La niebla era muy espesa, y me deslicé hasta la alambrada: podía oír a los fascistas charlar y cantar. Con gran alarma, advertí que varios de ellos descendían por la ladera en mi dirección. Me oculté detrás de un arbusto que de pronto me pareció muy pequeño, y traté de amartillar el fusil sin hacer ruido; por suerte, Se desviaron y no llegaron a verme. Al lado de mi escondite encontré varios restos de la lucha anterior: cartuchos vacíos, una gorra de cuero con un agujero de bala, una bandera roja, evidentemente nuestra. La llevé de vuelta a la posición, donde fue convertida sin ningún sentimentalismo en trapos de limpieza.
Me habían ascendido a cabo* en cuanto llegamos al frente, y tenía a mi cargo una guardia de doce hombres. No era una ventaja, especialmente al principio. La centuria era una turba no adiestrada compuesta en su mayoría por adolescentes. De tanto en tanto, uno se encontraba con criaturas de hasta once o doce años, por lo común refugiados del territorio fascista que se habían alistado en la milicia como la manera más fácil de asegurarse el sustento. Por lo general, eran empleados en la retaguardia para tareas livianas, pero a veces se las ingeniaban para escurrirse hasta el frente, donde constituían una amenaza pública. Recuerdo que una de estas bestezuelas arrojó «en broma» una granada en el fuego encendido de un refugio. En Monte Pocero creo que nadie tenía menos de quince años, pero la edad promedio debe de haber estado muy por debajo de veinte. Los muchachos de esta edad nunca deberían ser enviados al frente, porque no pueden soportar la falta de sueño que es inseparable de la guerra de trincheras. Al comienzo resultaba casi imposible mantener vigilada nuestra posición de la forma adecuada por la noche. Para despertar a los desgraciados chicos de mi sección había que sacarlos de sus refugios con los pies por delante, y en cuanto uno volvía la espalda abandonaban sus puestos y se buscaban un lugar resguardado, o bien, a pesar del riguroso frío, se apoyaban contra la pared de la trinchera y se quedaban completamente dormidos.

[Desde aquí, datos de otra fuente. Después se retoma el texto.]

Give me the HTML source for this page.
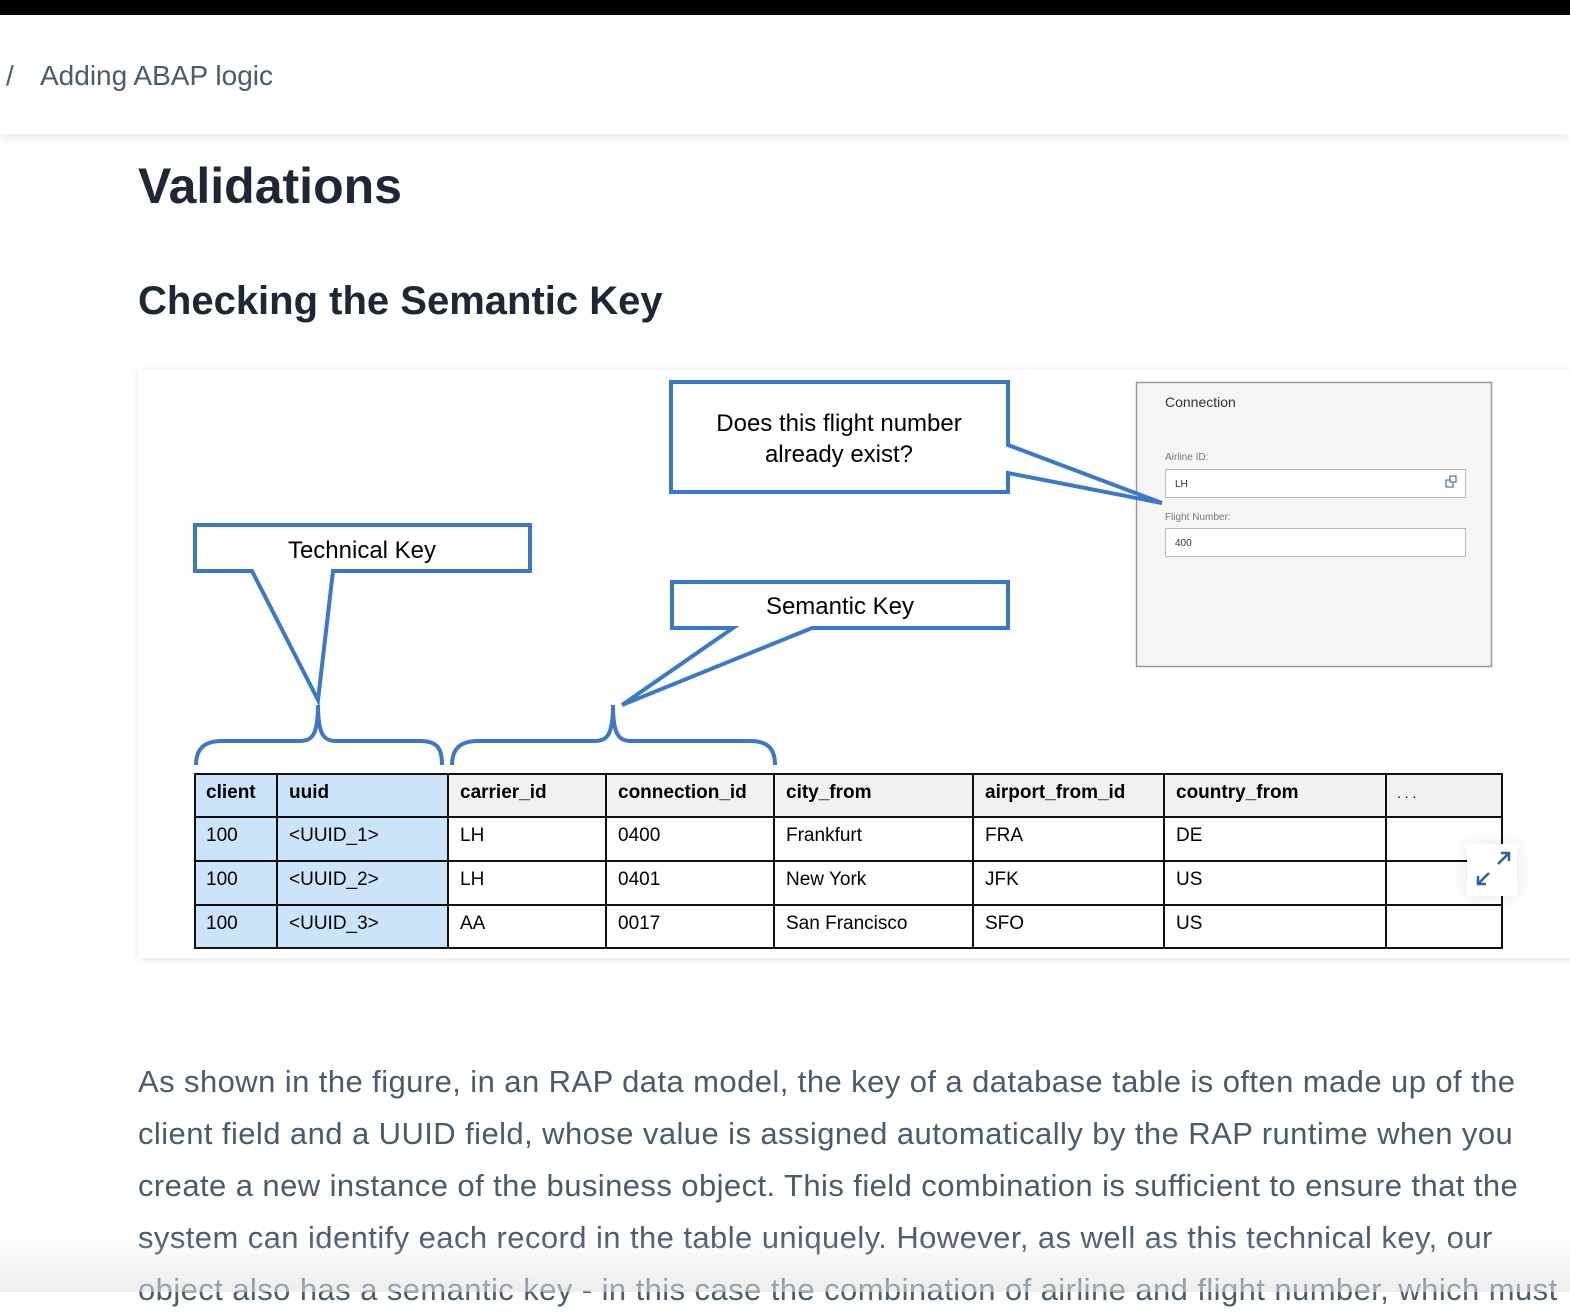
<!DOCTYPE html>
<html><head><meta charset="utf-8"><style>
*{margin:0;padding:0;box-sizing:border-box}
body{width:1570px;height:1292px;overflow:hidden;background:#fff;font-family:"Liberation Sans",Arial,sans-serif;position:relative}
.topbar{position:absolute;left:0;top:0;width:1570px;height:15px;background:#000}
.crumb{position:absolute;left:0;top:15px;width:1570px;height:119px;background:#fff;box-shadow:0 4px 10px rgba(0,0,0,0.08);z-index:2}
.crumb span{position:absolute;top:45px;font-size:28px;color:#4a5a72}
h1{position:absolute;left:138px;top:157px;font-size:50px;font-weight:bold;color:#1d2735}
h2{position:absolute;left:138px;top:279px;font-size:40px;font-weight:bold;color:#1d2735}
.card{position:absolute;left:138px;top:370px;width:1440px;height:588px;background:#fff;box-shadow:0 1px 6px rgba(0,0,0,0.12)}
.para{position:absolute;left:138px;top:1056px;font-size:31px;letter-spacing:0.42px;line-height:52px;color:#4a5a72;white-space:nowrap}
.fade{position:absolute;left:0;top:1235px;width:1570px;height:57px;background:linear-gradient(rgba(255,255,255,0),rgba(225,225,225,0.6))}
</style></head><body>
<div class="topbar"></div>
<div class="crumb"><span style="left:6px">/</span><span style="left:40px">Adding ABAP logic</span></div>
<h1>Validations</h1>
<h2>Checking the Semantic Key</h2>
<div class="card"></div>
<svg style="position:absolute;left:0;top:0" width="1570" height="1292" font-family="Liberation Sans, Arial, sans-serif">
<rect x="1136.5" y="382.5" width="355" height="284" fill="#f6f6f6" stroke="#999" stroke-width="1.5"/>
<text x="1165" y="407" font-size="14" fill="#333">Connection</text>
<text x="1165" y="460" font-size="10" fill="#777">Airline ID:</text>
<rect x="1165.5" y="469.5" width="300" height="28" fill="#fff" stroke="#bbb"/>
<text x="1175" y="487" font-size="10" fill="#333">LH</text>
<rect x="1446" y="480" width="7" height="7" fill="none" stroke="#4a6fb0" stroke-width="1.2"/>
<rect x="1450" y="476" width="6" height="6" fill="#fff" stroke="#4a6fb0" stroke-width="1.2"/>
<text x="1165" y="520" font-size="10" fill="#777">Flight Number:</text>
<rect x="1165.5" y="528.5" width="300" height="28" fill="#fff" stroke="#bbb"/>
<text x="1175" y="546" font-size="10" fill="#333">400</text>
<g fill="#fff" stroke="#3a78c9" stroke-width="4" stroke-linejoin="miter">
<path d="M671 382 H1008 V445 L1162 503 L1008 473 V492 H671 Z"/>
<path d="M195 525 H530 V571 H333 L318 700 L252 571 H195 Z"/>
<path d="M672 582 H1008 V628 H812 L622 705 L733 628 H672 Z"/>
</g>
<g fill="#000" font-size="24" text-anchor="middle">
<text x="839" y="431">Does this flight number</text>
<text x="839" y="462">already  exist?</text>
<text x="362" y="558">Technical Key</text>
<text x="840" y="614">Semantic Key</text>
</g>
<g fill="none" stroke="#3a78c9" stroke-width="4">
<path d="M196 765 C196 748 205 741 222 741 H300 C312 741 318 735 318 705 C318 735 324 741 336 741 H420 C437 741 442 748 442 765"/>
<path d="M452 765 C452 748 461 741 478 741 H595 C607 741 613 735 613 705 C613 735 619 741 631 741 H750 C767 741 775 748 775 765"/>
</g>
<rect x="195" y="774" width="253" height="174" fill="#cce4fa"/>
<rect x="448" y="774" width="1054" height="43" fill="#f1f1f1"/>
<g stroke="#111" stroke-width="2" fill="none">
<rect x="195" y="774" width="1307" height="174"/>
<line x1="195" y1="817" x2="1502" y2="817"/>
<line x1="195" y1="861" x2="1502" y2="861"/>
<line x1="195" y1="905" x2="1502" y2="905"/>
<line x1="277" y1="774" x2="277" y2="948"/>
<line x1="448" y1="774" x2="448" y2="948"/>
<line x1="606" y1="774" x2="606" y2="948"/>
<line x1="774" y1="774" x2="774" y2="948"/>
<line x1="973" y1="774" x2="973" y2="948"/>
<line x1="1164" y1="774" x2="1164" y2="948"/>
<line x1="1386" y1="774" x2="1386" y2="948"/>
</g>
<g font-size="19" fill="#000">
<g font-weight="bold">
<text x="206" y="798">client</text><text x="289" y="798">uuid</text><text x="460" y="798">carrier_id</text><text x="618" y="798">connection_id</text><text x="786" y="798">city_from</text><text x="985" y="798">airport_from_id</text><text x="1176" y="798">country_from</text>
</g>
<text x="1397" y="798" font-size="14">. . .</text>
<text x="206" y="841">100</text><text x="289" y="841">&lt;UUID_1&gt;</text><text x="460" y="841">LH</text><text x="618" y="841">0400</text><text x="786" y="841">Frankfurt</text><text x="985" y="841">FRA</text><text x="1176" y="841">DE</text>
<text x="206" y="885">100</text><text x="289" y="885">&lt;UUID_2&gt;</text><text x="460" y="885">LH</text><text x="618" y="885">0401</text><text x="786" y="885">New York</text><text x="985" y="885">JFK</text><text x="1176" y="885">US</text>
<text x="206" y="929">100</text><text x="289" y="929">&lt;UUID_3&gt;</text><text x="460" y="929">AA</text><text x="618" y="929">0017</text><text x="786" y="929">San Francisco</text><text x="985" y="929">SFO</text><text x="1176" y="929">US</text>
</g>
<rect x="1467" y="844" width="50" height="52" rx="3" fill="#fff" style="filter:drop-shadow(0 0 8px rgba(0,0,0,0.1))"/>
<g stroke="#2d5fb0" stroke-width="2.5" fill="none">
<path d="M1498 864 L1509 853 M1501 853 H1509 V861"/>
<path d="M1489 873 L1478 884 M1478 876 V884 H1486"/>
</g>
</svg>
<div class="para">As shown in the figure, in an RAP data model, the key of a database table is often made up of the<br>client field and a UUID field, whose value is assigned automatically by the RAP runtime when you<br>create a new instance of the business object. This field combination is sufficient to ensure that the<br>system can identify each record in the table uniquely. However, as well as this technical key, our<br>object also has a semantic key - in this case the combination of airline and flight number, which must</div>
<div class="fade"></div>
</body></html>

Por suerte, el enemigo nunca se mostró muy emprendedor. Había noches en que me parecía que nuestra posición podía ser arrasada por veinte boy scouts armados con rifles de aire comprimido o veinte girl scouts armadas con raquetas.
En esa época y hasta mucho más tarde, el sistema en que se basaban las milicias catalanas seguía siendo el mismo que al comienzo de la guerra. En los primeros días del levantamiento de Franco, las milicias habían sido apresuradamente organizadas por los diversos sindicatos y partidos políticos; cada una constituía en esencia una organización política, fiel a su partido tanto como al gobierno central. En 1937, cuando se formó el Ejército Popular que era un cuerpo «no político», organizado según criterios más o menos corrientes, las milicias partidistas quedaron teóricamente incorporadas a él. Pero durante mucho tiempo los únicos cambios introducidos fueron teóricos: las tropas del nuevo Ejército Popular llegaron al frente de Aragón en junio, y hasta ese momento el sistema de milicias permaneció invariable. El rasgo esencial del sistema era la igualdad social entre oficiales y soldados. Todos, desde el general hasta el recluta, recibían la misma paga, comían los mismos alimentos, llevaban las mismas ropas y se trataban en términos de completa igualdad. Si a uno se le ocurría palmear al general que comandaba la división y pedirle un cigarrillo, podía hacerlo y a nadie le resultaba extraño. Por lo menos en teoría, cada milicia era una democracia y no una organización jerárquica. Se daba por sentado que las órdenes debían obedecerse, pero también que una orden se daba de camarada a camarada y no de superior a inferior. Había oficiales con y sin mando, pero no un escalafón militar en el sentido usual; no había ni distintivos ni galones, ni taconazos ni saludos reglamentarios. Dentro de las milicias se intentó crear una especie de modelo provisional de la sociedad sin clases. Desde luego, no existía una perfecta igualdad, pero era lo más aproximado a ella que yo había conocido o que me hubiera parecido concebible en tiempo de guerra.
No obstante, admito que, a primera vista, el estado de cosas en el frente me horrorizó. ¿Cómo demonios podía ganar la guerra un ejército así? Todo el mundo se hacía esa pregunta que, si bien era justa, también resultaba gratuita, pues en esas circunstancias, las milicias no podían ser mucho mejores de lo que eran. Un ejército mecanizado moderno no brota de la tierra y, si el gobierno hubiera esperado hasta contar con tropas adiestradas, nunca habría podido hacer frente al fascismo. Más tarde se puso de moda criticar las milicias y sostener que los fallos debidos a la falta de armas y de adiestramiento eran el resultado del sistema igualitario.